Re: [PATCH v5 01/14] md: don't ignore suspended array in md_check_recovery()

Xiao Ni <xni@xxxxxxxxxx> · Sun, 18 Feb 2024 13:07:34 +0800

On Sun, Feb 18, 2024 at 11:24 AM Yu Kuai <yukuai1@xxxxxxxxxxxxxxx> wrote:
>
> Hi,
>
> 在 2024/02/18 11:15, Xiao Ni 写道:
> > On Sun, Feb 18, 2024 at 10:34 AM Yu Kuai <yukuai1@xxxxxxxxxxxxxxx> wrote:
> >>
> >> Hi,
> >>
> >> 在 2024/02/18 10:27, Xiao Ni 写道:
> >>> On Sun, Feb 18, 2024 at 9:46 AM Yu Kuai <yukuai1@xxxxxxxxxxxxxxx> wrote:
> >>>>
> >>>> Hi,
> >>>>
> >>>> 在 2024/02/18 9:33, Xiao Ni 写道:
> >>>>> The deadlock problem mentioned in this patch should not be right?
> >>>>
> >>>> No, I think it's right. Looks like you are expecting other problems,
> >>>> like mentioned in patch 6, to be fixed by this patch.
> >>>
> >>> Hi Kuai
> >>>
> >>> Could you explain why step1 and step2 from this comment can happen
> >>> simultaneously? From the log, the process should be
> >>> The process is :
> >>> dev_remove->dm_destroy->__dm_destroy->dm_table_postsuspend_targets(raid_postsuspend)
> >>> -> dm_table_destroy(raid_dtr).
> >>> After suspending the array, it calls raid_dtr. So these two functions
> >>> can't happen simultaneously.
> >>
> >> You're removing the target directly, however, dm can suspend the disk
> >> directly, you can simplily:
> >>
> >> 1) dmsetup suspend xxx
> >> 2) dmsetup remove xxx
> >
> > For dm-raid, the design of suspend stops sync thread first and then it
> > calls mddev_suspend to suspend array. So I'm curious why the sync
> > thread can still exit when array is suspended. I know the reason now.
> > Because before f52f5c71f (md: fix stopping sync thread), the process
> > is raid_postsuspend->md_stop_writes->__md_stop_writes
> > (__md_stop_writes sets MD_RECOVERY_FROZEN). In patch f52f5c71f, it
> > doesn't set MD_RECOVERY_FROZEN in __md_stop_writes anymore.
> >
> > The process changes to
> > 1. raid_postsuspend->md_stop_writes->__md_stop_writes->stop_sync_thread
> > (wait until MD_RECOVERY_RUNNING clears)
> > 2. md thread -> md_check_recovery -> unregister_sync_thread ->
> > md_reap_sync_thread (clears MD_RECOVERY_RUNNING, stop_sync_thread
> > returns, md_reap_sync_thread sets MD_RECOVERY_NEEDED)
> > 3. raid_postsuspend->mddev_suspend
> > 4. md sync thread starts again because __md_stop_writes doesn't set
> > MD_RECOVERY_FROZEN.
> > It's the reason why we can see sync thread still happens when raid is suspended.
> >
> > So the patch fix this problem should:
>
> As I said, this is really a different problem from this patch, and it is
> fixed seperately by patch 9. Please take a look at that patch.

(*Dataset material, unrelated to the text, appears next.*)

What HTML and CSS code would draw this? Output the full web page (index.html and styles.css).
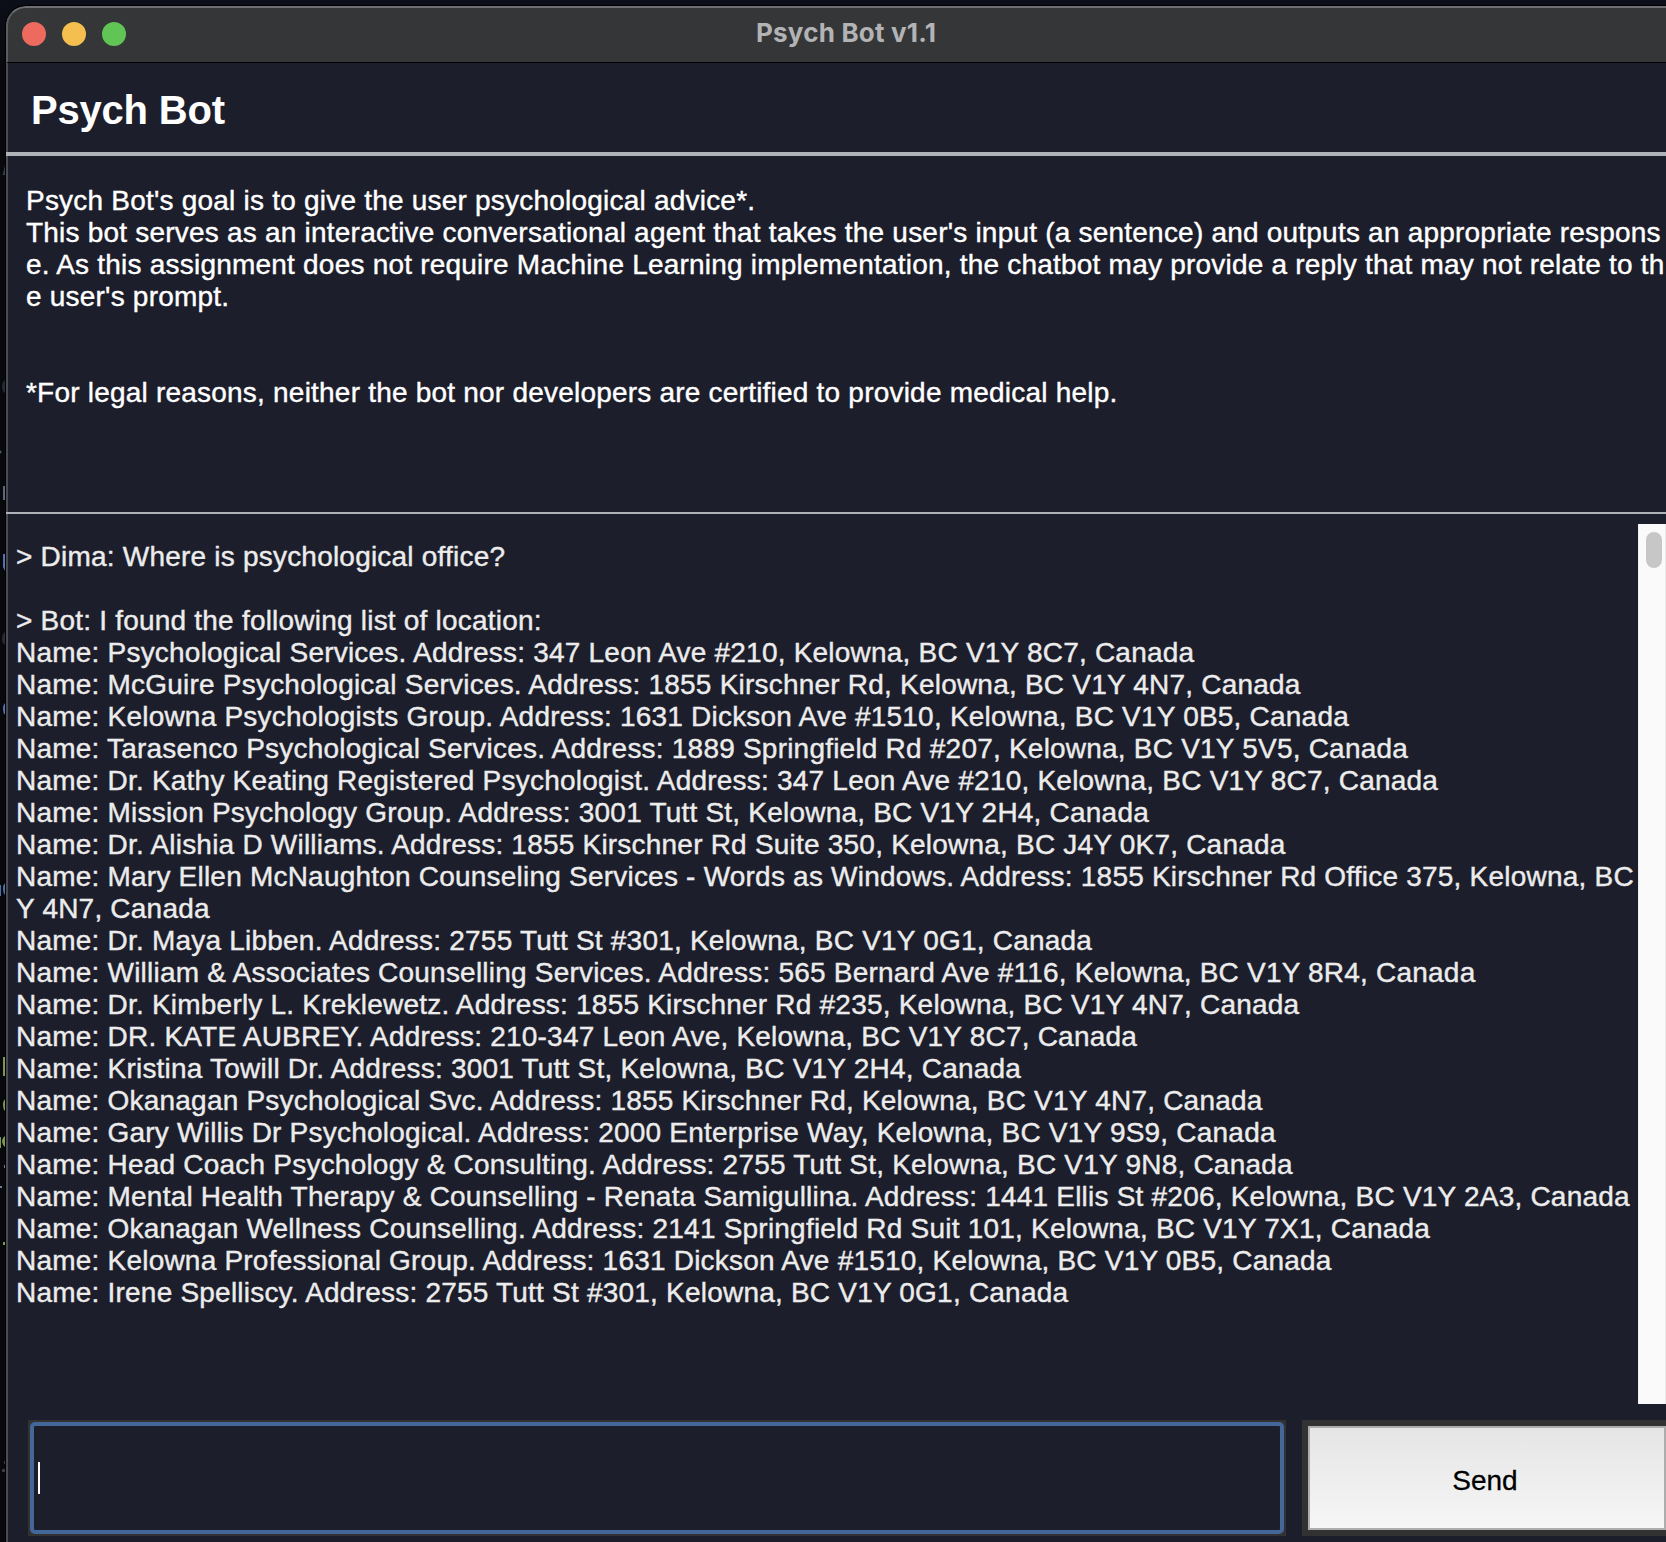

I think we're talking about the same problem. In patch07 it has a new
api md_frozen_sync_thread. It sets MD_RECOVERY_FROZEN before
stop_sync_thread. This is right. If we use this api in
raid_postsuspend, sync thread can't restart. So the deadlock can't
happen anymore?

And patch01 is breaking one logic which seems right:

commit 68866e425be2ef2664aa5c691bb3ab789736acf5
Author: Jonathan Brassow <jbrassow@xxxxxxxxxxxxxx>
Date:   Wed Jun 8 15:10:08 2011 +1000

    MD: no sync IO while suspended

    Disallow resync I/O while the RAID array is suspended.

We're trying to fix deadlock problems. But it's not good to fix a
problem by breaking an existing rule.

Regards
Xiao

>
> Thanks,
> Kuai
>
> >
> > diff --git a/drivers/md/md.c b/drivers/md/md.c
> > index 9e41a9aaba8b..666761466f02 100644
> > --- a/drivers/md/md.c
> > +++ b/drivers/md/md.c
> > @@ -6315,6 +6315,7 @@ static void md_clean(struct mddev *mddev)
> >
> >   static void __md_stop_writes(struct mddev *mddev)
> >   {
> > +       set_bit(MD_RECOVERY_FROZEN, &mddev->recovery);
> >          stop_sync_thread(mddev, true, false);
> >          del_timer_sync(&mddev->safemode_timer);
> >
> > Like other places which call stop_sync_thread, it needs to set the
> > MD_RECOVERY_FROZEN bit.
> >
> > Regards
> > Xiao
> >
> >>
> >> Please also take a look at other patches, why step 1) can't stop sync
> >> thread.
> >>
> >> Thanks,
> >> Kuai
> >>
> >>>
> >>>
> >>>>
> >>>> Noted that this patch just fix one case that MD_RECOVERY_RUNNING can't
> >>>> be cleared, I you are testing this patch alone, please make sure that
> >>>> you still triggered the exactly same case:
> >>>>
> >>>> - MD_RCOVERY_RUNNING can't be cleared while array is suspended.
> >>>
> >>> I'm not testing this patch. I want to understand the patch well. So I
> >>> need to understand the issue first. I can't understand how this
> >>> deadlock (step1,step2) happens.
> >>>
> >>> Regards
> >>> Xiao
> >>>>
> >>>> Thanks,
> >>>> Kuai
> >>>>
> >>>
> >>> .
> >>>
> >>
> >
> > .
> >
>